La deuxième serait d’afficher clairement les modèles tels qu’ils sont conçus en indiquant leurs limites. Et puis, à moyen terme, de poser de véritables questions sur les règles de probabilité que l’on adopte. Normalement, une crise doit remettre en cause les théories qui ont poussé le système à une crise. Les financiers et les économistes doivent impérativement se remettre à chercher une meilleure représentation de la réalité. N’existe-t-il pas un problème d’homogénéisation des décisions européennes sur les différentes crises que le vieux continent traverse (surtout que les stress test seront soumis aussi à l’approbation et aux décisions des banques centrales nationales) ?

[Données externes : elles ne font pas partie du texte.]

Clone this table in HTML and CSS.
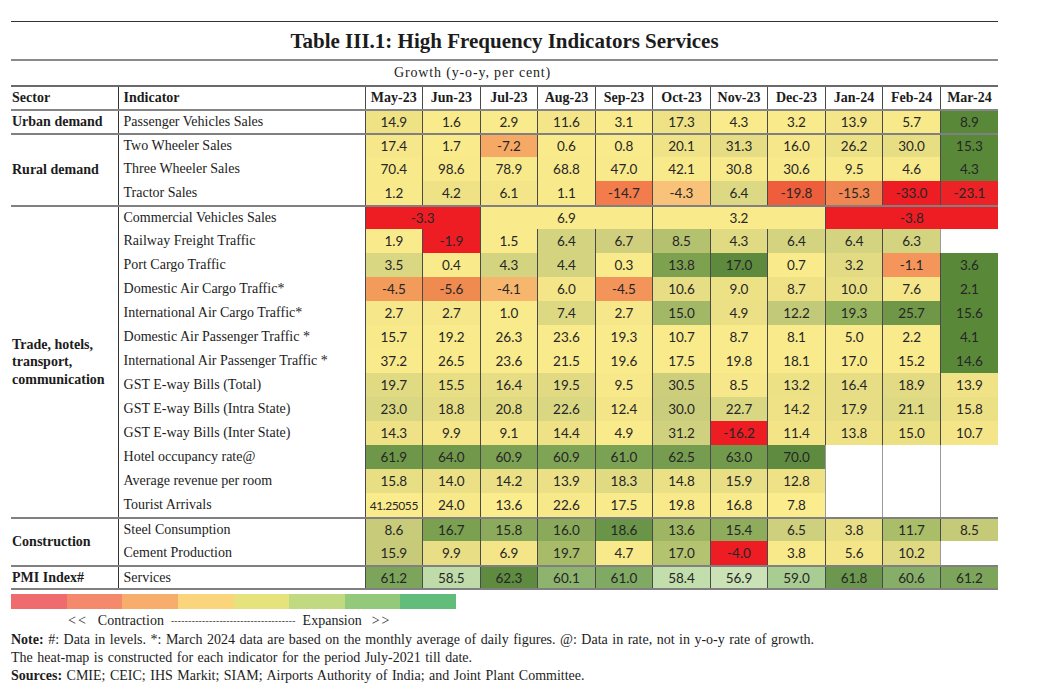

Je pense que nous nous dirigeons de plus en plus vers une évocation des problèmes financiers au niveau européen y compris de façon concurrentielle. C’est-à-dire, une mise en place de règles qui permettraient une plus grande concurrence sur le plan bancaire au niveau de l’Europe. Cela va remettre en cause les situations acquises. Il existe des pays où les banques sont relativement modernes, comme la France, et des pays où les systèmes bancaires sont encore anciens avec des vieux mécanismes. En Allemagne, il existe encore des banques qui dépendant des états (des landerbank). En France, vous avez à la fois un réseau qui est immergé au niveau international, avec un statut d’entreprises privées et de sociétés anonymes ; et puis vous avez tout un réseau mutualiste dont le statut n’est pas encore totalement défini.

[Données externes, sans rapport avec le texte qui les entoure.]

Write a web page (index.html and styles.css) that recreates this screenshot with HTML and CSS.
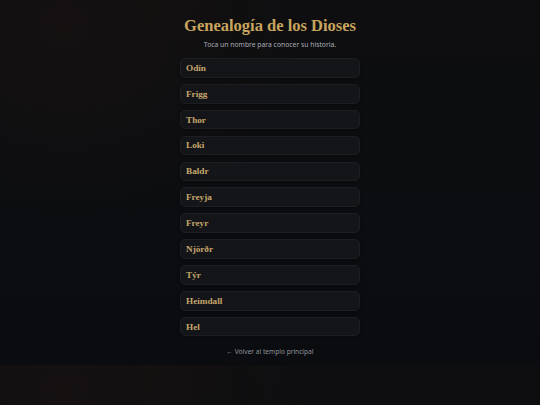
FILE: index.html
```html
<!DOCTYPE html>
<html lang="es">
<head>
<meta charset="utf-8">
<title>Genealogía de los Dioses</title>
<link rel="stylesheet" href="styles.css">
</head>
<body>
<main class="page">
  <h1 class="title">Genealogía de los Dioses</h1>
  <p class="subtitle">Toca un nombre para conocer su historia.</p>
  <ul class="gods">
    <li class="god">Odín</li>
    <li class="god">Frigg</li>
    <li class="god">Thor</li>
    <li class="god">Loki</li>
    <li class="god">Baldr</li>
    <li class="god">Freyja</li>
    <li class="god">Freyr</li>
    <li class="god">Njörðr</li>
    <li class="god">Týr</li>
    <li class="god">Heimdall</li>
    <li class="god">Hel</li>
  </ul>
  <a class="back" href="#">← Volver al templo principal</a>
</main>
</body>
</html>
```

FILE: styles.css
```css
body {
  margin: 0;
  background:
    radial-gradient(ellipse 45% 55% at 12% 8%, rgba(60, 32, 22, 0.16), rgba(60, 32, 22, 0) 100%),
    linear-gradient(180deg, #0e0e10 0%, #0b0d10 60%, #0a0c0f 100%);
  font-family: "Noto Sans", "Open Sans", sans-serif;
}
.page {
  width: 180px;
  margin: 0 auto;
  padding: 15px 0 9px;
  display: flex;
  flex-direction: column;
  align-items: stretch;
}
.title {
  margin: 0;
  font-family: "Liberation Serif", "DejaVu Serif", serif;
  font-weight: 700;
  font-size: 16.5px;
  line-height: 21px;
  text-align: center;
  color: #c8a45e;
  white-space: nowrap;
}
.subtitle {
  margin: 4px 0 0;
  font-size: 6.8px;
  line-height: 9px;
  text-align: center;
  color: #a9adb3;
}
.gods {
  list-style: none;
  margin: 9px 0 0;
  padding: 0;
  display: flex;
  flex-direction: column;
  gap: 6.2px;
}
.god {
  height: 19.7px;
  box-sizing: border-box;
  padding: 0 5px;
  display: flex;
  align-items: center;
  background: #131518;
  border: 1px solid #1c1e22;
  border-radius: 5px;
  box-shadow: 0 1px 3px rgba(0, 0, 0, 0.35);
  font-family: "Liberation Serif", "DejaVu Serif", serif;
  font-weight: 700;
  font-size: 9.2px;
  color: #c6a66c;
}
.back {
  align-self: center;
  margin-top: 11px;
  font-size: 6.6px;
  line-height: 9px;
  color: #8f939a;
  text-decoration: none;
}
```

C’est la preuve qu’au niveau européen, cette crise va plutôt porter le problème bancaire à ce niveau-là pour homogénéiser les statuts et permettent une plus grande concurrence. D’un autre côté, je pense qu’un des éléments qui va être déterminant, c’est que derrière cette reconstruction, et c’est le travail de Michel Barnier, il va falloir mettre en place une réglementation européenne.